In observing the changing crystalline in ITO thin films, surface morphology of the ITO films were investigated with AFM images are shown in Fig. 9a-d. According to AFM analysis of the ITO films, the Root-Mean-Square (RMS) surface roughness of the non-annealed ITO thin films was 1.3 nm. The roughness values of the ITO films decreased after annealing and the RMS values of at 150°C annealed ITO thin films was 1.1 nm, respectively.
| Fig. 9: | AFM image of ITO film with annealing temperature, (a) 30, (b) 60, (c) 100 and (d) 150°C |
This showed that roughness of annealed ITO films is more uniform than that of the non-annealed ones.
CONCLUSIONS
The optically clear adhesive (OCA) polymers were prepared by free radical polymerizations by using 2-ethylhexyl acrylate (2-EHA), methyl methacrylate (MMA), butyl acrylate (BA), acrylic acid(AA), 2-hydroxy ethyl methacrylate (2-HEMA) as comonomers.

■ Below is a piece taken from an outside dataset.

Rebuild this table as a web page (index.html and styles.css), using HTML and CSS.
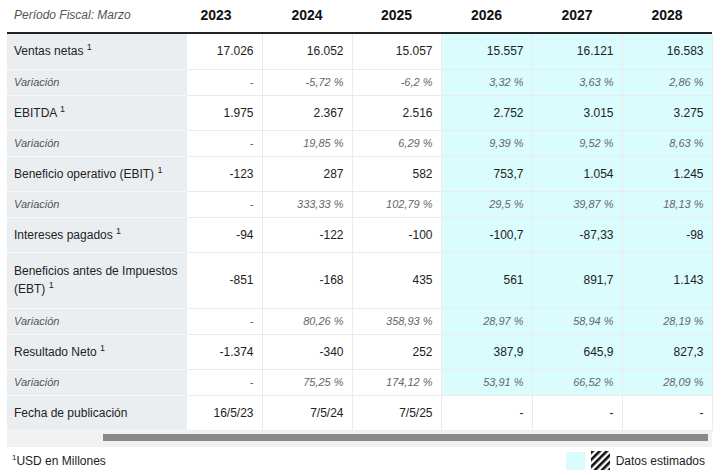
FILE: index.html
```html
<!DOCTYPE html>
<html lang="es">
<head>
<meta charset="utf-8">
<link rel="stylesheet" href="styles.css">
</head>
<body>
<div class="wrap">
  <div class="head">
    <div class="period">Período Fiscal: Marzo</div>
    <div class="yr">2023</div>
    <div class="yr">2024</div>
    <div class="yr">2025</div>
    <div class="yr">2026</div>
    <div class="yr">2027</div>
    <div class="yr">2028</div>
  </div>
  <table class="data">
    <colgroup>
      <col class="c-label"><col class="c-23"><col class="c-24"><col class="c-25"><col class="c-26"><col class="c-27"><col class="c-28">
    </colgroup>
    <tbody>
      <tr class="main"><th>Ventas netas <sup>1</sup></th><td>17.026</td><td>16.052</td><td>15.057</td><td class="est">15.557</td><td class="est">16.121</td><td class="est">16.583</td></tr>
      <tr class="var"><th>Variación</th><td>-</td><td>-5,72 %</td><td>-6,2 %</td><td class="est">3,32 %</td><td class="est">3,63 %</td><td class="est">2,86 %</td></tr>
      <tr class="main"><th>EBITDA <sup>1</sup></th><td>1.975</td><td>2.367</td><td>2.516</td><td class="est">2.752</td><td class="est">3.015</td><td class="est">3.275</td></tr>
      <tr class="var"><th>Variación</th><td>-</td><td>19,85 %</td><td>6,29 %</td><td class="est">9,39 %</td><td class="est">9,52 %</td><td class="est">8,63 %</td></tr>
      <tr class="main"><th>Beneficio operativo (EBIT) <sup>1</sup></th><td>-123</td><td>287</td><td>582</td><td class="est">753,7</td><td class="est">1.054</td><td class="est">1.245</td></tr>
      <tr class="var"><th>Variación</th><td>-</td><td>333,33 %</td><td>102,79 %</td><td class="est">29,5 %</td><td class="est">39,87 %</td><td class="est">18,13 %</td></tr>
      <tr class="main"><th>Intereses pagados <sup>1</sup></th><td>-94</td><td>-122</td><td>-100</td><td class="est">-100,7</td><td class="est">-87,33</td><td class="est">-98</td></tr>
      <tr class="main tall"><th>Beneficios antes de Impuestos (EBT) <sup>1</sup></th><td>-851</td><td>-168</td><td>435</td><td class="est">561</td><td class="est">891,7</td><td class="est">1.143</td></tr>
      <tr class="var"><th>Variación</th><td>-</td><td>80,26 %</td><td>358,93 %</td><td class="est">28,97 %</td><td class="est">58,94 %</td><td class="est">28,19 %</td></tr>
      <tr class="main"><th>Resultado Neto <sup>1</sup></th><td>-1.374</td><td>-340</td><td>252</td><td class="est">387,9</td><td class="est">645,9</td><td class="est">827,3</td></tr>
      <tr class="var"><th>Variación</th><td>-</td><td>75,25 %</td><td>174,12 %</td><td class="est">53,91 %</td><td class="est">66,52 %</td><td class="est">28,09 %</td></tr>
      <tr class="main"><th>Fecha de publicación</th><td>16/5/23</td><td>7/5/24</td><td>7/5/25</td><td>-</td><td>-</td><td>-</td></tr>
    </tbody>
  </table>
  <div class="scroll"><div class="thumb"></div></div>
  <div class="foot">
    <div class="note"><sup>1</sup>USD en Millones</div>
    <div class="legend">
      <span class="swatch"></span>
      <svg class="hatch" width="19" height="19" viewBox="0 0 19 19">
        <defs>
          <pattern id="hp" width="5" height="5" patternUnits="userSpaceOnUse" patternTransform="rotate(45)">
            <rect width="2.6" height="5" fill="#111"/>
          </pattern>
        </defs>
        <rect width="19" height="19" fill="#fff"/>
        <rect width="19" height="19" fill="url(#hp)"/>
      </svg>
      <span class="legend-text">Datos estimados</span>
    </div>
  </div>
</div>
</body>
</html>
```
FILE: styles.css
```css
* { box-sizing: border-box; }
html, body { margin: 0; padding: 0; background: #fff; }
body {
  font-family: "Liberation Sans", Arial, sans-serif;
  font-size: 12px;
  color: #222;
}
.wrap { width: 723px; padding-left: 7px; }

.head {
  display: grid;
  grid-template-columns: 163px 92px 90px 89px 91px 90px 90px;
  width: 705px;
  height: 34px;
  border-bottom: 2px solid #222;
  align-items: center;
  padding-bottom: 2px;
}
.period {
  font-style: italic;
  color: #555;
  padding-left: 7px;
}
.yr {
  text-align: center;
  font-weight: bold;
  font-size: 14px;
  color: #111;
}

.data {
  border-collapse: collapse;
  table-layout: fixed;
  width: 705px;
}
.c-label { width: 180px; }
.c-23 { width: 75px; }
.c-24 { width: 90px; }
.c-25 { width: 89px; }
.c-26 { width: 91px; }
.c-27 { width: 90px; }
.c-28 { width: 90px; }

.data th {
  background: #ebeef1;
  text-align: left;
  font-weight: normal;
  padding: 0 8px 0 7px;
  border-bottom: 1px solid #f6f7f8;
  line-height: 18px;
}
.data td {
  text-align: right;
  padding: 0 8px 0 4px;
  border-bottom: 1px solid #ebebeb;
  border-right: 1px solid #ebebeb;
  white-space: nowrap;
}
.data td.est { background: #dafcfd; }
.data sup { font-size: 9px; vertical-align: 5px; line-height: 0; }

.main th, .main td { height: 35px; color: #222; }
.main.tall th, .main.tall td { height: 56px; }
.var th, .var td {
  height: 26px;
  font-style: italic;
  font-size: 11px;
}
.var th { color: #555; }
.var td { color: #666; }

.scroll {
  width: 705px;
  height: 16px;
  background: #f1f1f1;
  padding: 3px 4px 0 96px;
}
.thumb {
  height: 7px;
  background: #888;
}

.foot {
  display: flex;
  justify-content: space-between;
  align-items: center;
  width: 705px;
  height: 28px;
  padding-right: 7px;
}
.note { padding-left: 5px; color: #222; }
.note sup { font-size: 8px; vertical-align: 5px; line-height: 0; }
.legend { display: flex; align-items: center; gap: 6px; }
.swatch { width: 19px; height: 18px; background: #dafcfd; display: block; }
.hatch { display: block; }
.legend-text { color: #222; }
```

The OCA polymers showed that their Tg increased as more MMA and 2-HEMA monomers were incorporated in the polymers. The increase of Tg with MMA or 2-HEMA may be explained by the hindered rotation due to the presence of methyl substituent in MMA and 2-HEMA units. The probe tack and peel strength of OCA polymer decreased for decrease of flexibility and softness as MMA increase. The peel strength of OCA polymers increased for increase of cohesiveness and stiffness as 2-HEMA increase. The transmittance was increased and sheet resistance was decreased as annealing temperature of ITO coated films was increased, The ITO coated PET/OCA/PET films showed no curl or bubble formation after the heat treatment (150°, 1 h). These results suggest that the multilayer films using synthesized OCA polymer can be expected to be applied to the touch panel.